On the 11th of Feb Esmonde was in London to receive the DSO for his part in crippling the Bismarck and returned to Manston in readiness for Operation Fuller. (This was the Admiralty's contingency plan to prevent the breakout of the German capital ships. He had volunteered 825 Sqdn for the task while it was reforming at Lee-On-Solent). 825 had arrived at Manston on the 4th. The squadron had been training to attack the German ships at night, because the Swordfish was considered past it, but was all they had. On the 12th Esmonde was confronted with the prospect of leading a daylight attack.


He planned to attack the Germans ships at 50 feet in two vics of three aircraft.


Esmonde flew W5984 'H' with Lieutenant William Henry Williams (buried in Aylesham, Kent) and Leading Airman (Petty Officer William John Clinton (buried in Ruislip, Middx. Sub-Lieutenant BW Rose piloting W5983 'G' was No 2 followed by Sub-Lieutenant CM Kingsmill in W5907 'L'. The second vic were W4523 'F' (27 year old Lt John Chute Thompson from Southampton; W5985 'K' (Sub-Lt Cecil Ralph Wood) and W5978 'M' (20 year old Acting Sub-Lt Peter Bligh from Palmers Green in London).

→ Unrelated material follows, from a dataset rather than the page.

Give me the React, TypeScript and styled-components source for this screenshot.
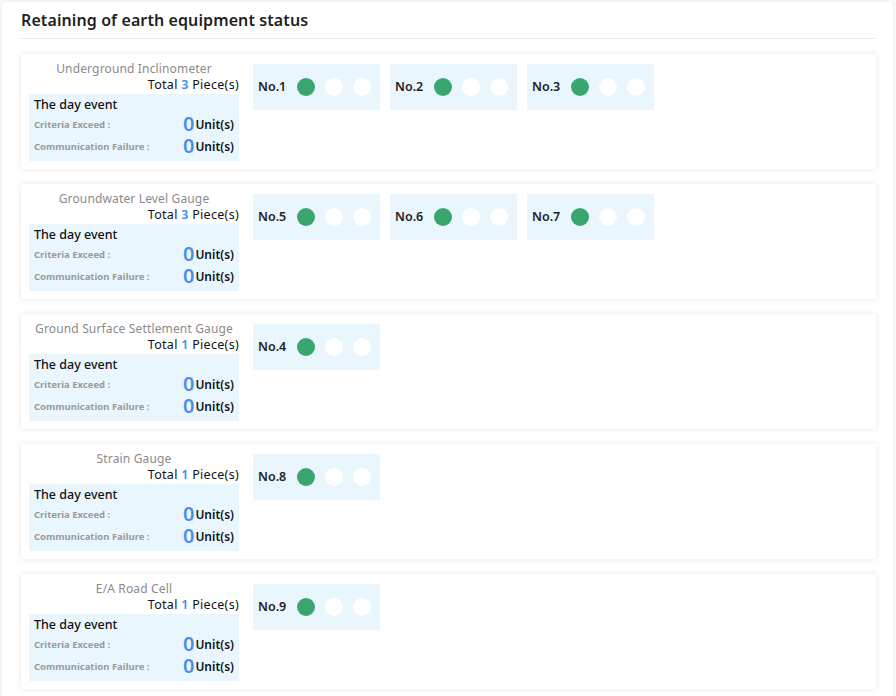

Rose's aircraft crashed after making it's torpedo run after Esmonde had crashed in flames. He and his observer Sub-Lt Edgar Lee got into a dinghy, but the gunner AL Johnson was dead. Kingsmill released his torpedo at the Scharnhorst at 1500 yards before ditching. All his crew survived. Edgar Lee was the only unwounded survivor who got back to Manston that evening. As said previously, the fate of the other three aircraft remains unknown.


The missing men are recorded on the Lee-On-Solent memorial.